6 mai 2016

Lettre de Martin Heidegger au Comité politique d’épuration après la guerre

Martin Heidegger (26 septembre – 26 mai 1976), philosophe allemand, rencontra une grande notoriété internationale suite à la publication de son ouvrage maître Être et Temps. Il est également l’un des philosophes les plus controversés en raison de son attitude durant la période 1933-1934 au cours de laquelle il fut recteur de l’université de Fribourg et adhérent au parti national-socialiste. Dans cette lettre adressée au Comité politique d’épuration, il explique nettement les raisons philosophiques pour lesquelles il crut un temps en une possibilité de raffiner spirituellement les thèmes nazis.

heidegger
"Je n’ai jamais participé à une quelconque 
mesure antisémite"


1945

J’étais opposé dès 1933-1934 à l’idéologie nazie, mais je croyais alors que, du point de vue spirituel, le mouvement pouvait être conduit sur une autre voie, et je tenais cette tentative pour conciliable avec l’ensemble des tendances sociales et politiques du mouvement. Je croyais qu’Hitler, après avoir pris en 1933 la responsabilité de l’ensemble du peuple, oserait se dégager du Parti et de sa doctrine et que le tout se rencontrerait sur le terrain d’une rénovation et d’un rassemblement en vue d’une responsabilité de l’Occident. Cette conviction fut une erreur que je reconnus à partir des événements du 30 juin 1934. J’étais bien intervenu en 1933 pour dire oui au national et au social (et non pas au nationalisme) et non aux fondements intellectuels et métaphysiques sur lesquelles reposait le biologisme de la doctrine du Parti, parce que le social et le national, tels que je les voyais, n’étaient pas essentiellement liés à une idéologie biologiste et raciste…

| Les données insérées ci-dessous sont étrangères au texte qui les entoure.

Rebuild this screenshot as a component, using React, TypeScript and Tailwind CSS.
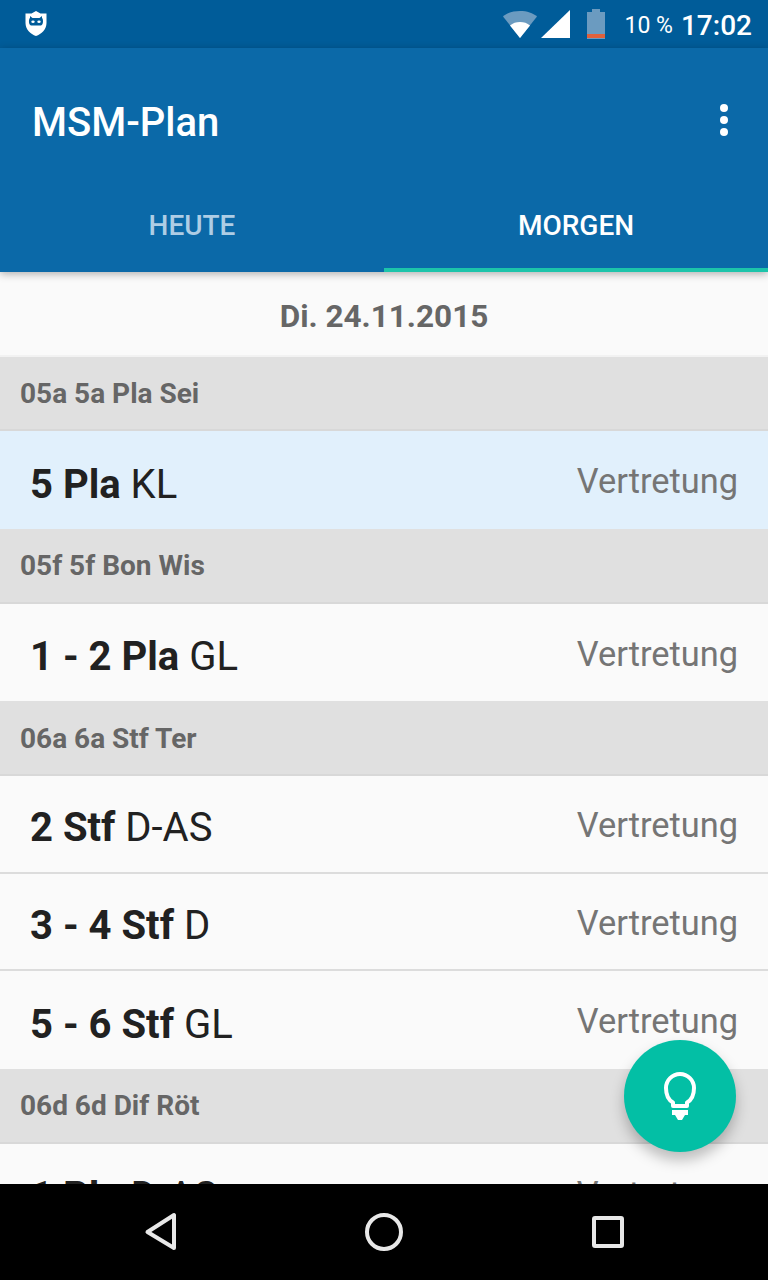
const FONT = { fontFamily: "Roboto, sans-serif" };

type Row = { lesson: string; room: string; active?: boolean };
type Group = { title: string; rows: Row[] };

const GROUPS: Group[] = [
  { title: "05a 5a Pla Sei", rows: [{ lesson: "5 Pla", room: "KL", active: true }] },
  { title: "05f 5f Bon Wis", rows: [{ lesson: "1 - 2 Pla", room: "GL" }] },
  {
    title: "06a 6a Stf Ter",
    rows: [
      { lesson: "2 Stf", room: "D-AS" },
      { lesson: "3 - 4 Stf", room: "D" },
      { lesson: "5 - 6 Stf", room: "GL" },
    ],
  },
  { title: "06d 6d Dif Röt", rows: [{ lesson: "1 Pla", room: "D-AS" }] },
];

function StatusBar() {
  return (
    <div className="flex h-12 shrink-0 items-center bg-[#005c99] text-white">
      <svg className="ml-6 h-7 w-6" viewBox="0 0 24 28">
        <path d="M12 1 16.500 3.500 22.500 3.500V13C22.500 19.500 17.500 24 12 26 6.500 24 1.500 19.500 1.500 13V3.500L7.500 3.500Z" fill="#fff" />
        <path d="M6 8V6L8.500 8H15.500L18 6V8C19.500 9 19.500 15 17 15.500H7C4.500 15 4.500 9 6 8Z" fill="#005c99" />
        <ellipse cx="9" cy="11.700" rx="1.700" ry="1.200" fill="#fff" />
        <ellipse cx="15" cy="11.700" rx="1.700" ry="1.200" fill="#fff" />
      </svg>
      <svg className="ml-auto h-7 w-[34px]" viewBox="0 0 34 28">
        <path d="M0 6.500C4 3 10 1 17 1S30 3 34 6.500L17 28Z" fill="#6b9bc0" />
        <path d="M7 15.500C10 13 13 12 17 12S24 13 27 15.500L17 28Z" fill="#fff" />
      </svg>
      <svg className="ml-[4px] h-[30px] w-[30px]" viewBox="0 0 30 30">
        <path d="M29 1V29H0Z" fill="#fff" />
      </svg>
      <svg className="ml-[16px] h-[30px] w-[18px]" viewBox="0 0 18 30">
        <path d="M5 0H13V3H18V30H0V3H5Z" fill="#6b9bc0" />
        <rect x="0" y="25" width="18" height="4" fill="#e0613c" />
      </svg>
      <span className="ml-[20px] pt-[2px] text-[23px] leading-none" style={FONT}>10 %</span>
      <span className="ml-[8px] mr-4 pt-[3px] text-[28px] font-medium leading-none" style={FONT}>17:02</span>
    </div>
  );
}

function AppBar() {
  return (
    <div className="relative z-10 shrink-0 bg-[#0b69a8] shadow-[0_2px_8px_rgba(0,0,0,0.3)]">
      <div className="flex h-[148px] items-center justify-between pl-8 pr-10">
        <span className="pt-[2px] text-[40px] font-medium leading-none text-white" style={FONT}>MSM-Plan</span>
        <div className="mb-1 flex flex-col gap-1">
          <span className="h-2 w-2 rounded-full bg-white" />
          <span className="h-2 w-2 rounded-full bg-white" />
          <span className="h-2 w-2 rounded-full bg-white" />
        </div>
      </div>
      <div className="flex h-[76px]">
        <div className="flex flex-1 items-center justify-center pb-4 text-[28px] font-medium text-[#aecde5]" style={FONT}>
          HEUTE
        </div>
        <div className="flex flex-1 items-center justify-center border-b-4 border-[#1cc4aa] pb-3 text-[28px] font-medium text-white" style={FONT}>
          MORGEN
        </div>
      </div>
    </div>
  );
}

function GroupHeader({ title }: { title: string }) {
  return (
    <div className="flex h-[74.400px] items-center border-b-2 border-[#d8d8d8] bg-[#e0e0e0] pl-5 pt-[2px] text-[28px] font-bold text-[#666666]" style={FONT}>
      {title}
    </div>
  );
}

function LessonRow({ row, last }: { row: Row; last: boolean }) {
  return (
    <div className={`flex h-[97.800px] items-center justify-between px-[30px] ${row.active ? "bg-[#e1f0fc]" : "bg-[#fafafa]"} ${last ? "" : "border-b-2 border-[#dcdcdc]"}`}>
      <span className="pt-[9px] text-[40px] text-[#212121]" style={FONT}>
        <b className="font-bold">{row.lesson}</b> {row.room}
      </span>
      <span className="pt-[4px] text-[34.400px] text-[#757575]" style={FONT}>Vertretung</span>
    </div>
  );
}

function Fab() {
  return (
    <button className="absolute left-[624px] top-[1040px] z-20 flex h-[112px] w-[112px] items-center justify-center rounded-full bg-[#03bfa5] shadow-[0_8px_14px_rgba(0,0,0,0.25)]">
      <svg className="h-12 w-12" viewBox="0 0 48 48" fill="none">
        <path d="M17 34V30.500C12.500 28 10 24 10 16A14 14 0 0 1 38 16C38 24 35.500 28 31 30.500V34Z" stroke="#fff" strokeWidth="4" strokeLinejoin="round" />
        <path d="M16 38H32V43H29L26 48H22L19 43H16Z" fill="#fff" />
      </svg>
    </button>
  );
}

function NavBar() {
  return (
    <div className="relative z-30 flex h-24 shrink-0 items-center justify-center gap-[184px] bg-black pb-[1px]">
      <svg className="h-10 w-10" viewBox="0 0 40 40" fill="none">
        <path d="M34 3V36L7.500 20Z" stroke="#e8e8e8" strokeWidth="4" strokeLinejoin="round" />
      </svg>
      <div className="mx-[1px] h-[38px] w-[38px] rounded-full border-[4px] border-[#e8e8e8]" />
      <div className="mx-1 h-8 w-8 rounded-[3px] border-[4px] border-[#e8e8e8]" />
    </div>
  );
}

export default function App() {
  return (
    <div className="relative flex h-[1280px] w-[768px] flex-col overflow-hidden bg-[#fafafa]">
      <StatusBar />
      <AppBar />
      <div className="min-h-0 flex-1 overflow-hidden">
        <div className="flex h-[85px] items-center justify-center border-b-2 border-[#f2f2f2] pt-[6px] text-[31.500px] font-bold text-[#666666]" style={FONT}>
          Di. 24.11.2015
        </div>
        {GROUPS.map((g) => (
          <div key={g.title}>
            <GroupHeader title={g.title} />
            {g.rows.map((r, i) => (
              <LessonRow key={r.lesson} row={r} last={i === g.rows.length - 1} />
            ))}
          </div>
        ))}
      </div>
      <Fab />
      <NavBar />
    </div>
  );
}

Je n’ai jamais participé à une quelconque mesure antisémite ; j’ai au contraire interdit en 1933, à l’université de Fribourg, les affiche antisémites des étudiants nazis ainsi que des manifestations visant un professeur juif. En ce qui me concerne je suis intervenu le plus souvent possible pour permettre à des étudiants juifs d’émigrer ; mes recommandations leur ont énormément facilité l’accès à l’étranger. Prétendre qu’en ma qualité de recteur j’ai interdit à Husserl l’accès à l’université et à la bibliothèque, c’est là une calomnie particulièrement basse. Ma reconnaissance et ma vénération à l’égard de mon maître Husserl n’ont jamais cessé. Mes travaux philosophiques se sont, sur bien des points, éloignés de sa position, de sorte que Husserl lui-même, dans son grand discours au Palais des Sports de Berlin en 1933, m’a publiquement attaqué. Déjà, longtemps avant 1933, nos relations amicales s’étaient relâchées. Lorsque parut en 1933 la première loi antisémite (qui nous effraya au plus haut point, moi et beaucoup d’autres sympathisants du mouvement nazi), mon épouse envoya à Mme Husserl un bouquet de fleurs et une lettre qui exprimait – en mon nom également – notre respect et notre reconnaissance inchangés, et condamnait également ces mesures d’exception à l’égard des Juifs. Lors d’une réédition d’Être et Temps, l’éditeur me fit savoir que cet ouvrage ne pourrait paraître que si l’on supprimait la dédicace à Husserl. J’ai donné mon accord pour cette suppression à la condition que la véritable dédicace dans le texte, page 38, demeurât inchangée. Lorsque Husserl mourut j’étais cloué au lit par une maladie. Certes après la guérison je n’ai pas écrit à Mme Husserl, ce qui fut sans doute une négligence ; le mobile profond en était la honte douloureuse devant ce qui entre temps – dépassant de loin la première loi – avait été fait contre les Juifs et dont nous fûmes les témoins impuissants.